This is a revised manuscript which has been accepted for publication. This followed an accept pending minor revisions. Below are the reviews for the revision, followed by the reviews for the original submission.

Solicited review by Eraldo Fernandes:

The authors satisfactorily addressed all aspects that I have pointed in my last review. Nevertheless, the paper still needs a carefully proofreading in order to remove some typos, like the ones you can find in the following.

"Fashions shows" -> "Fashion shows"
"which can be then be exposed" -> "which can then be exposed"

Solicited review by David Laniado:

I think the manuscript is ready for publishing.

Solicited review by anonymous reviewer:

This is a much improved version of the paper. Most of the comments have been addressed satisfactorily - in a couple of cases, the authors have instead provided a rebuttal, but it appears there is some misunderstanding about the reviewers' comments. However, these are fairly minor details so I'm prepared to let them go. For example, the suggestion to evaluate the performance of Zemanta was made in order to determine not how good Zemanta is per se (which I agree is somewhat beside the point), but to determine what the effect of errors or missing concepts might be on the overall performance. The point is that unless you have a clear idea of how good the performance of a third party system is, you cannot determine whether it's the best tool for the job, and how much impact on the final result this system might have. I apologise for not making this clear in my original review.
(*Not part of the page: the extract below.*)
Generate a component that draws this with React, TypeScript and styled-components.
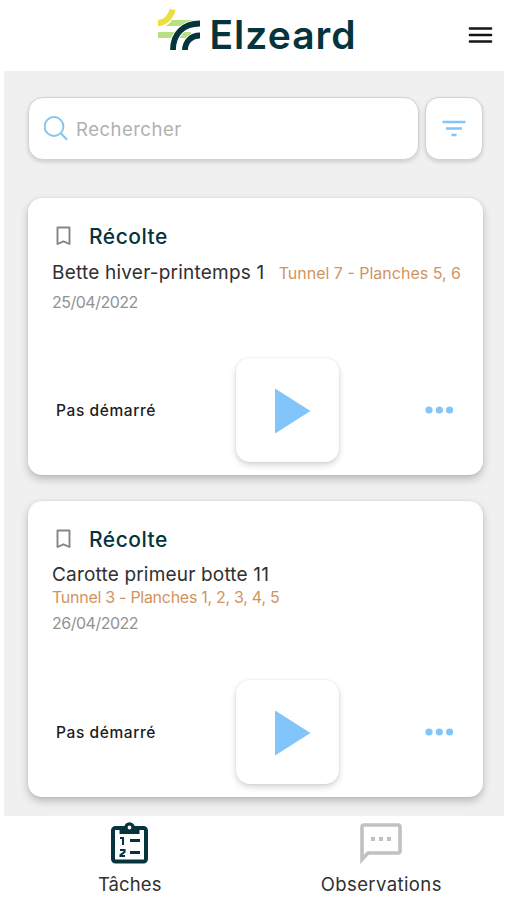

Perhaps a sentence or two could just be added to the document that this would be something worth looking at in future.

just a few minor comments remain:

One typo: in the second sentence of the Introduction, "fashions shows" should be "fashion shows".

On page 2, I suggest adding a comma between "to" and "in" in the sentence beginning "Motivated by the need to align tweets...." (otherwise it sounds as if the events are in the paper).
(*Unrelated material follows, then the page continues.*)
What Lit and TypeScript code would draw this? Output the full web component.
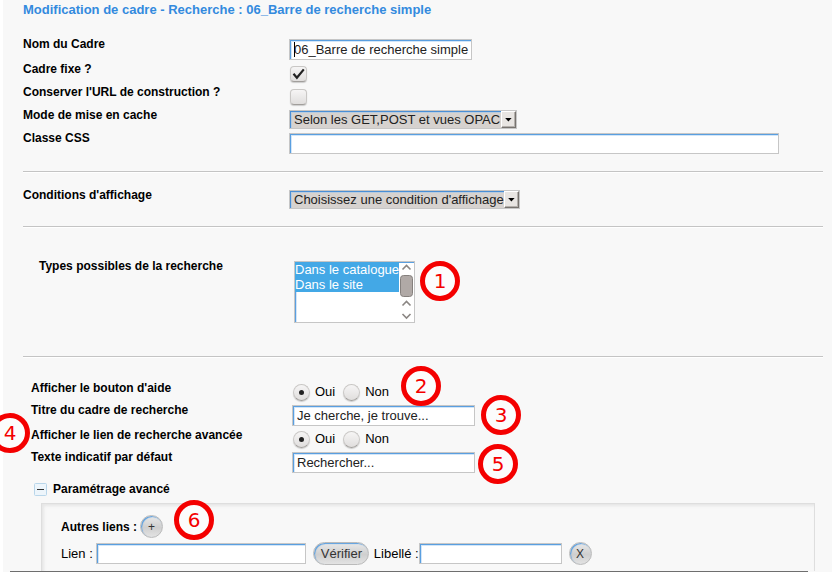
import { LitElement, html, css, svg } from "lit";
import { customElement, property } from "lit/decorators.js";

const controls = css`
  * {
    box-sizing: border-box;
  }
  input,
  select,
  button {
    margin: 0;
    font-family: inherit;
    color: #222;
  }
  .text {
    display: block;
    height: 21px;
    padding: 0 2px 0 4px;
    border: 1px solid #c6c6c6;
    border-radius: 0;
    background: #fff;
    box-shadow: inset 1px 1px #5a9fe0, inset 2px 2px #d3e6f8;
    font-size: 13px;
    outline: none;
    max-width: 100%;
  }
`;

/** Numbered red ring laid over the form. */
@customElement("note-badge")
class NoteBadge extends LitElement {
  @property() n = "";

  static styles = css`
    :host {
      position: absolute;
      display: flex;
      align-items: center;
      justify-content: center;
      box-sizing: border-box;
      width: 40px;
      height: 40px;
      border: 5px solid #f40000;
      border-radius: 50%;
      background: #fcfcfc;
      color: #f40000;
      font: 20px/30px "DejaVu Sans", sans-serif;
      z-index: 2;
    }
  `;

  render() {
    return html`${this.n}`;
  }
}

/** Bevelled drop-down with its own arrow button. */
@customElement("drop-down")
class DropDown extends LitElement {
  @property() label = "";
  @property() value = "";

  static styles = [
    controls,
    css`
      :host {
        display: inline-block;
      }
      .wrap {
        position: relative;
        display: inline-flex;
      }
      .select {
        appearance: none;
        height: 19px;
        padding: 0 15px 0 4px;
        border: 1px solid #c6c6c6;
        border-radius: 0;
        background: #d6d2cf;
        box-shadow: inset 1px 1px #4a8fd6, inset 2px 2px #b9cbdd;
        font-size: 13px;
        line-height: 17px;
        outline: none;
      }
      .arrow {
        position: absolute;
        right: 1px;
        top: 1px;
        width: 15px;
        height: 17px;
        border: 1px solid;
        border-color: #fff #77736f #77736f #fff;
        background: #e8e5e2;
        box-shadow: inset -1px -1px #b4b0ac;
        pointer-events: none;
      }
      .arrow svg {
        display: block;
      }
    `,
  ];

  render() {
    return html`<span class="wrap">
      <select class="select" aria-label=${this.label}>
        <option>${this.value}</option>
      </select>
      <span class="arrow"
        ><svg width="13" height="15" viewBox="0 0 13 15">
          <path d="M3.2 6h6.4L6.4 9.4z" fill="#000" /></svg
      ></span>
    </span>`;
  }
}

const chevron = (y: number, up: boolean) => svg`
  <path d=${up ? `M3.5 ${y + 4.5}l4-4 4 4` : `M3.5 ${y}l4 4 4-4`}
    fill="none" stroke="#8b8683" stroke-width="1.6" />`;

@customElement("app-root")
class AppRoot extends LitElement {
  static styles = [
    controls,
    css`
      :host {
        display: block;
        min-height: 100vh;
        overflow: hidden;
        box-sizing: border-box;
        padding-left: 3px;
        background: #fff;
        color: #000;
        font: 12px/14px "Liberation Sans", Arial, sans-serif;
      }
      .page {
        min-height: 100vh;
        padding: 2px 9px 0 20px;
        display: flex;
        flex-direction: column;
        background: #f8f8f8;
      }
      h1 {
        margin: 0 0 20px;
        font-size: 13px;
        line-height: 15px;
        color: #338ade;
      }
      .row {
        position: relative;
        display: grid;
        grid-template-columns: 266px 1fr;
        align-items: start;
        min-height: 23px;
      }
      .row.tall {
        min-height: 25px;
      }
      .row.short {
        min-height: 22px;
      }
      .name {
        font-weight: bold;
      }
      .field {
        padding-top: 2px;
        min-width: 0;
        position: relative;
      }
      .divider {
        width: 100%;
        height: 2px;
        margin: 0;
        border: 0;
        border-top: 1px solid #c4c4c4;
        background: #fff;
      }
      .general {
        padding-bottom: 17px;
      }
      .conditions {
        padding: 15px 0;
      }
      .types {
        padding: 31px 0 33px 16px;
      }
      .types .row {
        grid-template-columns: 255px 1fr;
      }
      .options {
        padding: 23px 0 0 8px;
      }
      .options .row {
        grid-template-columns: 261px 1fr;
      }
      .w-name {
        width: 183px;
      }
      .w-class {
        width: 490px;
      }
      .caret {
        position: absolute;
        left: 5px;
        top: 5px;
        width: 1px;
        height: 15px;
        background: #000;
      }
      .check,
      .radio {
        appearance: none;
        display: grid;
        place-content: center;
        width: 17px;
        height: 17px;
        border: 1px solid #c9c7c5;
        border-bottom-color: #a19e9b;
        background: linear-gradient(#f6f5f5, #e0dedd);
        box-shadow: 0 1px 1px #ccc;
      }
      .check {
        height: 16px;
        border-radius: 4px;
      }
      .tick {
        position: relative;
        display: block;
        width: 17px;
        margin: 2px 0 0 1px;
      }
      .tick svg {
        position: absolute;
        left: 0;
        top: 0;
        pointer-events: none;
      }
      .radio {
        border-radius: 50%;
      }
      .radio:checked::before {
        content: "";
        width: 5px;
        height: 5px;
        border-radius: 50%;
        background: #222;
      }
      .radios {
        display: flex;
        gap: 8px;
        padding: 1px 0 0 1px;
      }
      .radios label {
        display: flex;
        align-items: center;
        gap: 5px;
        height: 16px;
        font-size: 13px;
      }
      .listbox {
        position: relative;
        width: 121px;
      }
      .list {
        appearance: none;
        display: block;
        width: 100%;
        height: 62px;
        padding: 0 15px 0 0;
        border: 1px solid #c6c6c6;
        border-radius: 0;
        background: #fff;
        box-shadow: inset 1px 1px #5a9fe0, inset 2px 2px #d3e6f8;
        font-size: 13px;
        overflow: hidden;
        scrollbar-width: none;
        outline: none;
      }
      .list option {
        height: 15px;
        min-height: 15px;
        padding: 0;
        line-height: 15px;
      }
      .list option:checked {
        background: #43a8e6 linear-gradient(#43a8e6, #43a8e6);
        color: #fff;
        -webkit-text-fill-color: #fff;
      }
      .scroll {
        position: absolute;
        right: 1px;
        top: 2px;
        pointer-events: none;
      }
      .on-types {
        left: 126px;
        top: 2px;
      }
      .on-help {
        left: 109px;
        top: -15px;
      }
      .on-title {
        left: 189px;
        top: -8px;
      }
      .on-link {
        left: -41px;
        top: -15px;
      }
      .on-text {
        left: 186px;
        top: -6px;
      }
      .on-more {
        left: 113px;
        top: -15px;
      }
      .toggle {
        display: flex;
        align-items: center;
        gap: 6px;
        margin: 9px 0 0 11px;
        padding: 0;
        border: 0;
        background: none;
        font: bold 12px/14px "Liberation Sans", Arial, sans-serif;
        color: #000;
      }
      .advanced {
        flex: 1;
        margin: 7px 8px 0 18px;
        padding: 11px 18px 6px 19px;
        border: solid #dedede;
        border-width: 1px 1px 0;
        box-shadow: inset 2px 2px 3px #e6e6e6;
      }
      .more {
        position: relative;
        display: flex;
        align-items: center;
        gap: 3px;
        margin-bottom: 4px;
        font-weight: bold;
      }
      .links {
        display: flex;
        align-items: center;
        font-size: 13px;
      }
      .links .text.link {
        width: 210px;
        margin: 0 7px 0 3px;
      }
      .links .text.caption {
        width: 143px;
        margin: 0 7px 0 0;
      }
      .pill {
        height: 23px;
        padding: 0 7px;
        border: 1px solid #bbb;
        border-radius: 12px;
        background: linear-gradient(#e9e9e9, #cfcfcf 55%, #e3e3e3);
        box-shadow: inset 1px 1px 1px #5a9fe0;
        font-size: 13px;
        line-height: 20px;
        color: #333;
      }
      .pill.verify {
        width: 56px;
        margin-right: 5px;
      }
      .pill.round {
        width: 23px;
        padding: 0;
        font-size: 12px;
      }
      .foot {
        height: 1px;
        margin: 0 15px 0 -13px;
        background: #6e6e6e;
      }
    `,
  ];

  private radios(name: string) {
    return html`<div class="radios" role="radiogroup" aria-label=${name}>
      <label><input class="radio" type="radio" name=${name} checked />Oui</label>
      <label><input class="radio" type="radio" name=${name} />Non</label>
    </div>`;
  }

  render() {
    return html`<main class="page">
      <h1>Modification de cadre - Recherche : 06_Barre de recherche simple</h1>

      <section class="general">
        <div class="row tall">
          <label class="name" for="frame">Nom du Cadre</label>
          <div class="field">
            <input id="frame" class="text w-name" value="06_Barre de recherche simple" />
            <span class="caret"></span>
          </div>
        </div>
        <div class="row">
          <label class="name" for="fixed">Cadre fixe ?</label>
          <div class="field">
            <span class="tick">
              <input id="fixed" class="check" type="checkbox" checked />
              <svg width="17" height="16" viewBox="0 0 17 16">
                <path d="M3.5 7.8l3.4 4L13.8 3.4" fill="none" stroke="#222" stroke-width="2.2" />
              </svg>
            </span>
          </div>
        </div>
        <div class="row">
          <label class="name" for="keep">Conserver l'URL de construction ?</label>
          <div class="field">
            <span class="tick"><input id="keep" class="check" type="checkbox" /></span>
          </div>
        </div>
        <div class="row">
          <span class="name">Mode de mise en cache</span>
          <div class="field">
            <drop-down label="Mode de mise en cache" value="Selon les GET,POST et vues OPAC"></drop-down>
          </div>
        </div>
        <div class="row">
          <label class="name" for="css">Classe CSS</label>
          <div class="field"><input id="css" class="text w-class" /></div>
        </div>
      </section>
      <hr class="divider" />

      <section class="conditions">
        <div class="row">
          <span class="name">Conditions d'affichage</span>
          <div class="field">
            <drop-down label="Conditions d'affichage" value="Choisissez une condition d'affichage"></drop-down>
          </div>
        </div>
      </section>
      <hr class="divider" />

      <section class="types">
        <div class="row">
          <label class="name" for="kinds">Types possibles de la recherche</label>
          <div class="field">
            <div class="listbox">
              <select id="kinds" class="list" multiple size="4">
                <option selected>Dans le catalogue</option>
                <option selected>Dans le site</option>
              </select>
              <svg class="scroll" width="15" height="59" viewBox="0 0 15 59">
                <rect width="15" height="59" fill="#fff" />
                ${chevron(2, true)}
                <rect x="1.5" y="12.5" width="12" height="21" rx="3" fill="#b0a9a6" stroke="#85807d" />
                ${chevron(38, true)} ${chevron(51, false)}
              </svg>
            </div>
            <note-badge class="on-types" n="1"></note-badge>
          </div>
        </div>
      </section>
      <hr class="divider" />

      <section class="options">
        <div class="row short">
          <span class="name">Afficher le bouton d'aide</span>
          <div class="field">
            ${this.radios("Afficher le bouton d'aide")}
            <note-badge class="on-help" n="2"></note-badge>
          </div>
        </div>
        <div class="row tall">
          <label class="name" for="title">Titre du cadre de recherche</label>
          <div class="field">
            <input id="title" class="text w-name" value="Je cherche, je trouve..." />
            <note-badge class="on-title" n="3"></note-badge>
          </div>
        </div>
        <div class="row short">
          <span class="name">Afficher le lien de recherche avancée</span>
          <div class="field">${this.radios("Afficher le lien de recherche avancée")}</div>
          <note-badge class="on-link" n="4"></note-badge>
        </div>
        <div class="row">
          <label class="name" for="hint">Texte indicatif par défaut</label>
          <div class="field">
            <input id="hint" class="text w-name" value="Rechercher..." />
            <note-badge class="on-text" n="5"></note-badge>
          </div>
        </div>
      </section>

      <button class="toggle" type="button" aria-expanded="true">
        <svg width="13" height="13" viewBox="0 0 13 13">
          <rect x=".5" y=".5" width="12" height="12" rx="1" fill="#edf5fb" stroke="#b9d6ea" />
          <path d="M3 6.5h7" stroke="#333" />
        </svg>
        Paramétrage avancé
      </button>

      <section class="advanced">
        <div class="more">
          Autres liens :
          <button class="pill round" type="button" aria-label="Ajouter">+</button>
          <note-badge class="on-more" n="6"></note-badge>
        </div>
        <div class="links">
          <label for="link">Lien :</label>
          <input id="link" class="text link" />
          <button class="pill verify" type="button">Vérifier</button>
          <label for="caption">Libellé :</label>
          <input id="caption" class="text caption" />
          <button class="pill round" type="button">X</button>
        </div>
      </section>
      <div class="foot"></div>
    </main>`;
  }
}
Figures 8 and 7 appear out of order in the paper - it would be better to arrange them so that Figure 7 appears before Figure 8.

In the bibliography, reference 8 has the wrong author names: the authors should be D. Maynard, W. Peters, Y. Li.

Reviews for the original submission:

Solicited review by Eraldo Fernandes:

The authors propose a method to extract sub-event mentions within tweets about a given major event. The major event is specified as a dereferenceable URI and a twitter hash tag. The URI is used to automatically obtain the list of sub-events by a simple heuristic. The hash tag is used to search the tweets concerning the major event.

The main contribution of this work consists in the methods to identify the mentions of sub-events within the set of tweets related to the given major event. The paper presents an evaluation of two methods on a dataset concerning one major event (Extended Semantic Web Conference 2010).

Pros:

The paper is well written, organized and presented. It also deals with a relevant task and uses a good methodology.

Cons:

The evaluation is restricted to one event. Since the classifiers are event specific, it would be important to evaluate the method on other events.

Comments:

It should be clearer along the text (mainly in the abstract and introduction) that the aim of this work is to detect *sub*-events within a given and delimited major event. During the first sections this is not clear and the reader tends to believe that the method identifies general and arbitrary events.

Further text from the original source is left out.